Exercise requirements >> Print the lines of the listing below verbatim from its first line through the line bearing "const MAJOR = [86, 253, 421, 588, 756];". Any pictures are to be omitted.

Data lines >>
════════════════════

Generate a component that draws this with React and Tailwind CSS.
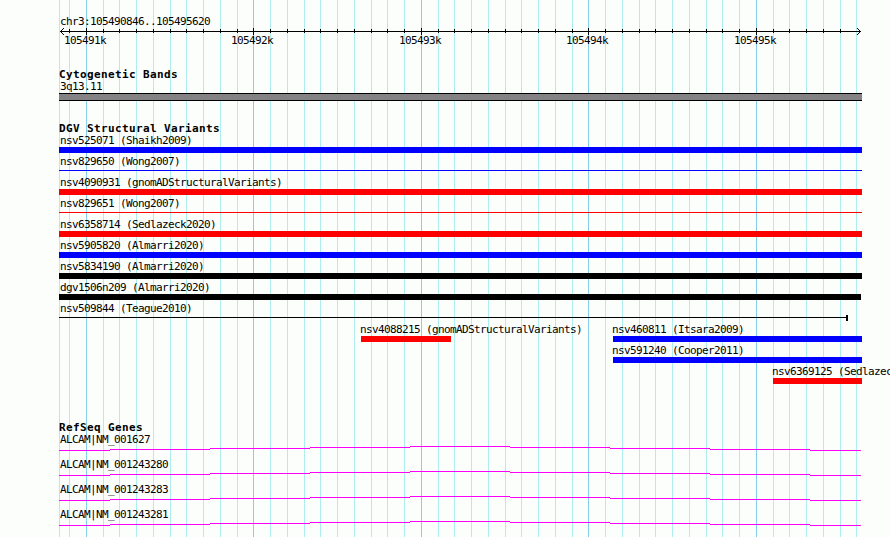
const MINOR = [
  59, 69, 103, 119, 136, 153, 170, 186, 203, 220, 237, 270, 287, 304, 320, 337, 354, 371, 387, 404,
  438, 454, 471, 488, 505, 521, 538, 555, 572, 605, 622, 639, 655, 672, 689, 706, 722, 739, 773,
  789, 806, 823, 840, 856,
];
const MAJOR = [86, 253, 421, 588, 756];

const BLUE = 'bg-[#0000ff]';
const RED = 'bg-[#ff0000]';
const BLACK = 'bg-black';

const VARIANTS = [
  [{ name: 'nsv525071 (Shaikh2009)', color: BLUE }],
  [{ name: 'nsv829650 (Wong2007)', color: BLUE, thin: true }],
  [{ name: 'nsv4090931 (gnomADStructuralVariants)', color: RED }],
  [{ name: 'nsv829651 (Wong2007)', color: RED, thin: true }],
  [{ name: 'nsv6358714 (Sedlazeck2020)', color: RED }],
  [{ name: 'nsv5905820 (Almarri2020)', color: BLUE }],
  [{ name: 'nsv5834190 (Almarri2020)', color: BLACK }],
  [{ name: 'dgv1506n209 (Almarri2020)', color: BLACK, box: 'w-[802px]' }],
  [{ name: 'nsv509844 (Teague2010)', color: BLACK, thin: true, cap: true, box: 'w-[789px]' }],
  [
    { name: 'nsv4088215 (gnomADStructuralVariants)', color: RED, box: 'ml-[302px] w-[90px]', shift: true },
    { name: 'nsv460811 (Itsara2009)', color: BLUE, box: 'ml-[162px] w-[249px]', shift: true },
  ],
  [{ name: 'nsv591240 (Cooper2011)', color: BLUE, box: 'ml-[554px] w-[249px]', shift: true }],
  [{ name: 'nsv6369125 (Sedlazeck2020)', color: RED, box: 'ml-[714px] w-[89px]', shift: true }],
];

const GENES = ['NM_001627', 'NM_001243280', 'NM_001243283', 'NM_001243281'];

// [start, end, row] of each step of the intron arc
const ARC = [
  [0, 51, 4], [51, 151, 3], [151, 251, 2], [251, 351, 1], [351, 451, 0],
  [451, 551, 1], [551, 651, 2], [651, 751, 3], [751, 802, 4],
];

function Grid() {
  return (
    <svg className="absolute inset-0" width="890" height="537" shapeRendering="crispEdges">
      {MINOR.map((x) => <rect key={x} x={x} y="0" width="1" height="537" fill="#afeeee" />)}
      {MAJOR.map((x) => <rect key={x} x={x} y="0" width="1" height="537" fill="#87ceeb" />)}
    </svg>
  );
}

function Label({ children, shift }) {
  return (
    <div className={shift ? 'h-[13px] -ml-px whitespace-nowrap' : 'h-[13px] ml-px whitespace-nowrap'}>
      {children}
    </div>
  );
}

function Heading({ children }) {
  return <h2 className="h-3 font-bold tracking-[0.378px] whitespace-nowrap">{children}</h2>;
}

function Ruler() {
  return (
    <div>
      <svg className="block" width="803" height="7" shapeRendering="crispEdges">
        <rect x="1" y="3" width="801" height="1" />
        {MINOR.filter((x) => x > 60 && x < 856).map((x) => (
          <rect key={x} x={x - 59} y="1" width="1" height="4" />
        ))}
        {MAJOR.map((x) => <rect key={x} x={x - 59} y="0" width="1" height="7" />)}
        <path d="M2 2h1v1h-1zM3 1h1v1h-1zM4 0h1v1h-1zM2 4h1v1h-1zM3 5h1v1h-1zM4 6h1v1h-1z" />
        <path d="M800 2h1v1h-1zM799 1h1v1h-1zM798 0h1v1h-1zM800 4h1v1h-1zM799 5h1v1h-1zM798 6h1v1h-1z" />
      </svg>
      <div className="-mt-px ml-[5px] flex h-[13px]">
        <span className="w-[167px]">105491k</span>
        <span className="w-[168px]">105492k</span>
        <span className="w-[167px]">105493k</span>
        <span className="w-[168px]">105494k</span>
        <span>105495k</span>
      </div>
    </div>
  );
}

function Variant({ name, color, box = 'w-[803px]', thin, cap, shift }) {
  return (
    <div className={`${box} shrink-0`}>
      <Label shift={shift}>{name}</Label>
      <div className="flex h-1.5">
        <div className={`grow ${color} ${thin ? 'mt-0.5 h-px' : 'h-1.5'}`} />
        {cap && <div className="h-1.5 w-0.5 bg-black" />}
      </div>
    </div>
  );
}

function Gene({ name }) {
  return (
    <div className="h-[25px]">
      <Label>ALCAM|{name}</Label>
      <svg className="block" width="803" height="5" fill="#ff00ff" shapeRendering="crispEdges">
        {ARC.map(([a, b, y]) => <rect key={a} x={a} y={y} width={b - a} height="1" />)}
      </svg>
    </div>
  );
}

export default function App() {
  return (
    <main className="relative h-[537px] w-[890px] overflow-hidden bg-[#fcfefc] font-['DejaVu_Sans_Mono',monospace] text-[11px] leading-[13px] tracking-[-0.622px] text-black">
      <Grid />
      <div className="relative pt-[15px] pl-[59px]">
        <Label>chr3:105490846..105495620</Label>
        <Ruler />
        <section className="mt-[21px]">
          <Heading>Cytogenetic Bands</Heading>
          <Label>3q13.11</Label>
          <div className="h-2 w-[803px] border-y border-black bg-[#848284]" />
        </section>
        <section className="mt-[21px]">
          <Heading>DGV Structural Variants</Heading>
          {VARIANTS.map((row) => (
            <div key={row[0].name} className="flex h-[21px]">
              {row.map((v) => <Variant key={v.name} {...v} />)}
            </div>
          ))}
        </section>
        <section className="mt-[35px]">
          <Heading>RefSeq Genes</Heading>
          {GENES.map((g) => <Gene key={g} name={g} />)}
        </section>
      </div>
    </main>
  );
}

════════════════════

The answer >>
Generate a component that draws this with React and Tailwind CSS.
const MINOR = [
  59, 69, 103, 119, 136, 153, 170, 186, 203, 220, 237, 270, 287, 304, 320, 337, 354, 371, 387, 404,
  438, 454, 471, 488, 505, 521, 538, 555, 572, 605, 622, 639, 655, 672, 689, 706, 722, 739, 773,
  789, 806, 823, 840, 856,
];
const MAJOR = [86, 253, 421, 588, 756];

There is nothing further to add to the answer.